Dataset content:

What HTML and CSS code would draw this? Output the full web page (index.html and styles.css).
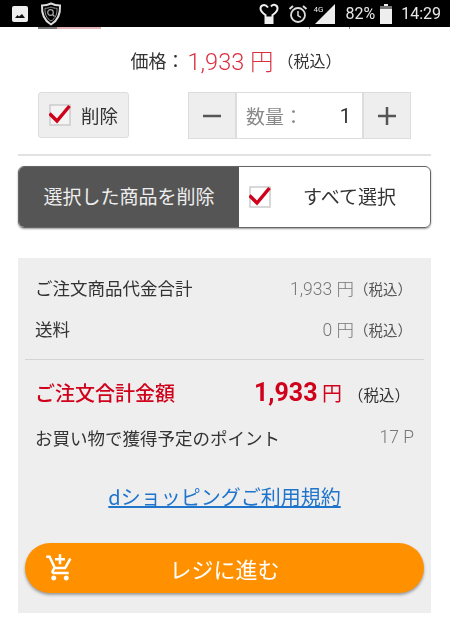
FILE: index.html
```html
<!DOCTYPE html>
<html lang="ja">
<head>
    <meta charset="UTF-8">
    <meta name="viewport" content="width=device-width, initial-scale=1.0">
    <title>カート</title>
    <link rel="stylesheet" href="styles.css">
</head>
<body>
    <div class="statusbar">
        <div class="status-left">
            <svg class="ic-image" width="16" height="16" viewBox="0 0 16 16"><rect width="16" height="16" rx="2" fill="#eee"/><path d="M3 12l2.500-3 1.500 1.500L10 8l3 4z" fill="#111"/></svg>
            <svg class="ic-shield" width="22" height="24" viewBox="0 0 22 24"><path d="M11 1.500C14 3 17 3.500 20 3.500 20.500 12 18 18.500 11 22.500 4 18.500 1.500 12 2 3.500 5 3.500 8 3 11 1.500z" fill="none" stroke="#ddd" stroke-width="2"/><path d="M11 5c2 1 4 1.300 6 1.300C17.300 12 15.500 16.500 11 19 6.500 16.500 4.700 12 5 6.300 7 6.300 9 6 11 5z" fill="none" stroke="#999" stroke-width="1"/><circle cx="10.500" cy="10.500" r="2.800" fill="none" stroke="#aaa" stroke-width="1.200"/><path d="M12.500 12.500l2 2" stroke="#aaa" stroke-width="1.200"/></svg>
        </div>
        <div class="status-right">
            <svg class="ic-heart" width="20" height="24" viewBox="0 0 20 24"><path d="M9 5.500C6 1.500 1.500 3 1.500 6.500c0 3 3 5 5 6.500v8h7v-8c2-1.500 5-3.500 5-6.500 0-3.500-4-5-6.500-2" fill="none" stroke="#eee" stroke-width="2"/><path d="M6.500 14.500h7v6.500h-7z" fill="#eee"/></svg>
            <svg class="ic-alarm" width="20" height="20" viewBox="0 0 20 20"><circle cx="10" cy="11" r="7" fill="none" stroke="#ddd" stroke-width="1.800"/><path d="M10 7v4.500l3 2" fill="none" stroke="#ddd" stroke-width="1.500"/><path d="M1.500 5L5 2M18.500 5L15 2" stroke="#ddd" stroke-width="2"/></svg>
            <span class="net">4G</span>
            <svg class="ic-signal" width="20" height="20" viewBox="0 0 20 20"><path d="M20 0v20H0z" fill="#eee"/></svg>
            <span class="pct">82%</span>
            <svg class="ic-batt" width="12" height="20" viewBox="0 0 12 20"><path d="M4 0h4v2h4v18H0V2h4z" fill="#eee"/><path d="M0 2h12v3H0z" fill="#777"/></svg>
            <span class="clock">14:29</span>
        </div>
    </div>

    <!-- bottom edge of the row scrolled under the status bar -->
    <div class="cut-strip">
        <span class="cut-dark"></span>
        <span class="cut-red"></span>
        <span class="cut-tick"></span>
        <span class="cut-tick"></span>
    </div>

    <div class="price-row">
        <span class="price-label">価格：</span><span class="price-val">1,933 円</span><span class="price-tax">（税込）</span>
    </div>

    <div class="qty-row">
        <div class="del-box">
            <svg class="check" width="22" height="22" viewBox="0 0 22 22"><rect x="1" y="1" width="20" height="20" fill="#f4f4f4" stroke="#ccc" stroke-width="1.500"/><path d="M0.500 9.500L8 17 20.500 2" fill="none" stroke="#d0021b" stroke-width="3.500"/></svg>
            <span>削除</span>
        </div>
        <div class="qty-box">
            <div class="qty-btn"><svg width="20" height="20" viewBox="0 0 20 20"><path d="M1 10h18" stroke="#555" stroke-width="2.500"/></svg></div>
            <div class="qty-mid"><span class="qty-label">数量：</span><span class="qty-num">1</span></div>
            <div class="qty-btn"><svg width="20" height="20" viewBox="0 0 20 20"><path d="M1 10h18M10 1v18" stroke="#555" stroke-width="2.500"/></svg></div>
        </div>
    </div>

    <hr class="rule">

    <div class="select-bar">
        <div class="select-del">選択した商品を削除</div>
        <div class="select-all">
            <svg class="check" width="22" height="22" viewBox="0 0 22 22"><rect x="1" y="1" width="20" height="20" fill="#fff" stroke="#ccc" stroke-width="1.500"/><path d="M0.500 9.500L8 17 20.500 2" fill="none" stroke="#d0021b" stroke-width="3.500"/></svg>
            <span class="select-all-text">すべて選択</span>
        </div>
    </div>

    <div class="summary">
        <div class="line">
            <span>ご注文商品代金合計</span>
            <span class="line-val">1,933 円<small>（税込）</small></span>
        </div>
        <div class="line">
            <span>送料</span>
            <span class="line-val">0 円<small>（税込）</small></span>
        </div>
        <hr class="sum-rule">
        <div class="total">
            <span class="total-label">ご注文合計金額</span>
            <span class="total-val"><b>1,933</b> 円<small>（税込）</small></span>
        </div>
        <div class="points">
            <span>お買い物で獲得予定のポイント</span>
            <span class="line-val">17 P</span>
        </div>
        <a class="terms" href="#">dショッピングご利用規約</a>
        <div class="checkout">
            <svg class="ic-cart" width="30" height="30" viewBox="0 0 24 24"><path d="M11 9h2V6h3V4h-3V1h-2v3H8v2h3v3zm-4 9c-1.100 0-1.990.900-1.990 2S5.900 22 7 22s2-.900 2-2-.900-2-2-2zm10 0c-1.100 0-1.990.900-1.990 2s.890 2 1.990 2 2-.900 2-2-.900-2-2-2zm-9.830-3.250l.030-.120.900-1.630h7.450c.750 0 1.410-.410 1.750-1.030l3.860-7.010L19.420 4h-.010l-1.100 2-2.760 5H8.530l-.130-.270L6.160 6l-.950-2-.940-2H1v2h2l3.600 7.590-1.350 2.450c-.160.280-.250.610-.250.960 0 1.100.900 2 2 2h12v-2H7.420c-.130 0-.250-.110-.250-.250z" fill="#fff"/></svg>
            <span>レジに進む</span>
        </div>
    </div>
</body>
</html>
```

FILE: styles.css
```css
body {
    margin: 0;
    width: 450px;
    height: 622px;
    overflow: hidden;
    background: #fff;
    color: #333;
    font-family: "Noto Sans CJK JP", "Liberation Sans", sans-serif;
    filter: blur(0.4px);
}
.statusbar {
    height: 27px;
    background: #000;
    color: #e8e8e8;
    display: flex;
    justify-content: space-between;
    align-items: center;
    padding: 0 9px 0 12px;
}
.status-left, .status-right {
    display: flex;
    align-items: center;
}
.ic-image {
    margin-right: 12px;
}
.status-right {
    font-family: Roboto, sans-serif;
    font-size: 16px;
}
.ic-alarm {
    margin-left: 9px;
}
.net {
    font-size: 8px;
    margin: -8px -8px 0 6px;
}
.pct {
    margin: 0 5px 0 10px;
}
.clock {
    margin-left: 9px;
}
.cut-strip {
    height: 2px;
    display: flex;
    padding-left: 38px;
}
.cut-dark {
    width: 19px;
    background: #777;
}
.cut-red {
    width: 44px;
    background: #e3b4ba;
}
.cut-tick {
    width: 1px;
    background: #888;
    margin-left: 39px;
}
.cut-tick:nth-child(3) {
    margin-left: 208px;
}
.price-row {
    margin-top: 14px;
    height: 34px;
    display: flex;
    justify-content: center;
    align-items: center;
    padding-left: 22px;
}
.price-label {
    font-size: 18px;
    margin-right: 3px;
}
.price-val {
    color: #d9303f;
    font-size: 23.500px;
    font-family: Roboto, "Noto Sans CJK JP", sans-serif;
    font-weight: 300;
}
.price-tax {
    font-size: 16px;
    margin-left: 4px;
}
.qty-row {
    display: flex;
    justify-content: space-between;
    margin: 15px 39px 0 38px;
}
.del-box {
    width: 91px;
    height: 46px;
    box-sizing: border-box;
    background: #eee;
    border: 1px solid #ddd;
    border-radius: 3px;
    display: flex;
    align-items: center;
    gap: 10px;
    padding-left: 10px;
    font-size: 18.500px;
}
.qty-box {
    width: 223px;
    height: 47px;
    box-sizing: border-box;
    border: 1px solid #ddd;
    display: flex;
}
.qty-btn {
    width: 46px;
    background: #eee;
    display: flex;
    align-items: center;
    justify-content: center;
}
.qty-mid {
    flex: 1;
    border-left: 2px solid #ddd;
    border-right: 2px solid #ddd;
    display: flex;
    justify-content: space-between;
    align-items: center;
    padding: 0 11px 0 9px;
}
.qty-label {
    color: #888;
    font-size: 19px;
}
.qty-num {
    font-family: Roboto, sans-serif;
    font-size: 20px;
}
.rule {
    height: 2px;
    border: 0;
    background: #e2e2e2;
    margin: 15px 19px 0 18px;
}
.select-bar {
    margin: 10px 19px 0 18px;
    height: 62px;
    box-sizing: border-box;
    border: 1px solid #666;
    border-radius: 6px;
    box-shadow: 0 1px 2px rgba(0, 0, 0, 0.4);
    display: flex;
    overflow: hidden;
}
.select-del {
    width: 220px;
    background: #555;
    color: #eee;
    display: flex;
    align-items: center;
    justify-content: center;
    font-size: 19px;
    padding-bottom: 3px;
    box-sizing: border-box;
}
.select-all {
    flex: 1;
    display: flex;
    align-items: center;
    padding-left: 10px;
    font-size: 19px;
}
.select-all-text {
    margin: 0 0 3px 32px;
}
.summary {
    margin: 30px 19px 0 18px;
    height: 355px;
    background: #eee;
    padding: 0 7px;
    box-sizing: border-box;
    overflow: hidden;
}
.line, .total, .points {
    display: flex;
    justify-content: space-between;
    align-items: center;
    padding: 0 14px 0 10px;
    font-size: 17.500px;
}
.line {
    height: 41px;
    padding-right: 12px;
}
.line:first-child {
    margin-top: 9px;
}
.line-val {
    color: #777;
    font-family: Roboto, "Noto Sans CJK JP", sans-serif;
    font-weight: 300;
    font-size: 17.500px;
}
.line-val small, .total-val small {
    font-size: 14.500px;
    color: #555;
    font-family: "Noto Sans CJK JP", sans-serif;
    font-weight: 400;
}
.sum-rule {
    height: 1px;
    border: 0;
    background: #d4d4d4;
    margin: 10px 0 0;
}
.total {
    height: 64px;
}
.total-label {
    color: #d0021b;
    font-size: 20px;
    font-weight: 500;
}
.total-val {
    color: #d0021b;
    font-size: 20px;
}
.total-val b {
    font-family: Roboto, sans-serif;
    font-size: 25px;
}
.total-val small {
    color: #333;
    font-size: 15.500px;
    margin-left: 6px;
}
.points {
    height: 26px;
    padding-right: 10px;
}
.terms {
    display: block;
    text-align: center;
    margin-top: 32px;
    color: #1f74cc;
    font-size: 20px;
    text-decoration: underline;
}
.checkout {
    margin-top: 32px;
    height: 50px;
    border-radius: 25px;
    background: #ff9100;
    color: #fff;
    font-size: 22px;
    box-shadow: 0 2px 3px rgba(0, 0, 0, 0.35);
    display: flex;
    align-items: center;
    justify-content: center;
    position: relative;
}
.ic-cart {
    position: absolute;
    left: 20px;
    top: 10px;
}
```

What you are asked to do: State the count of lines with the word "index" in them, and write nothing else.

The solution: 2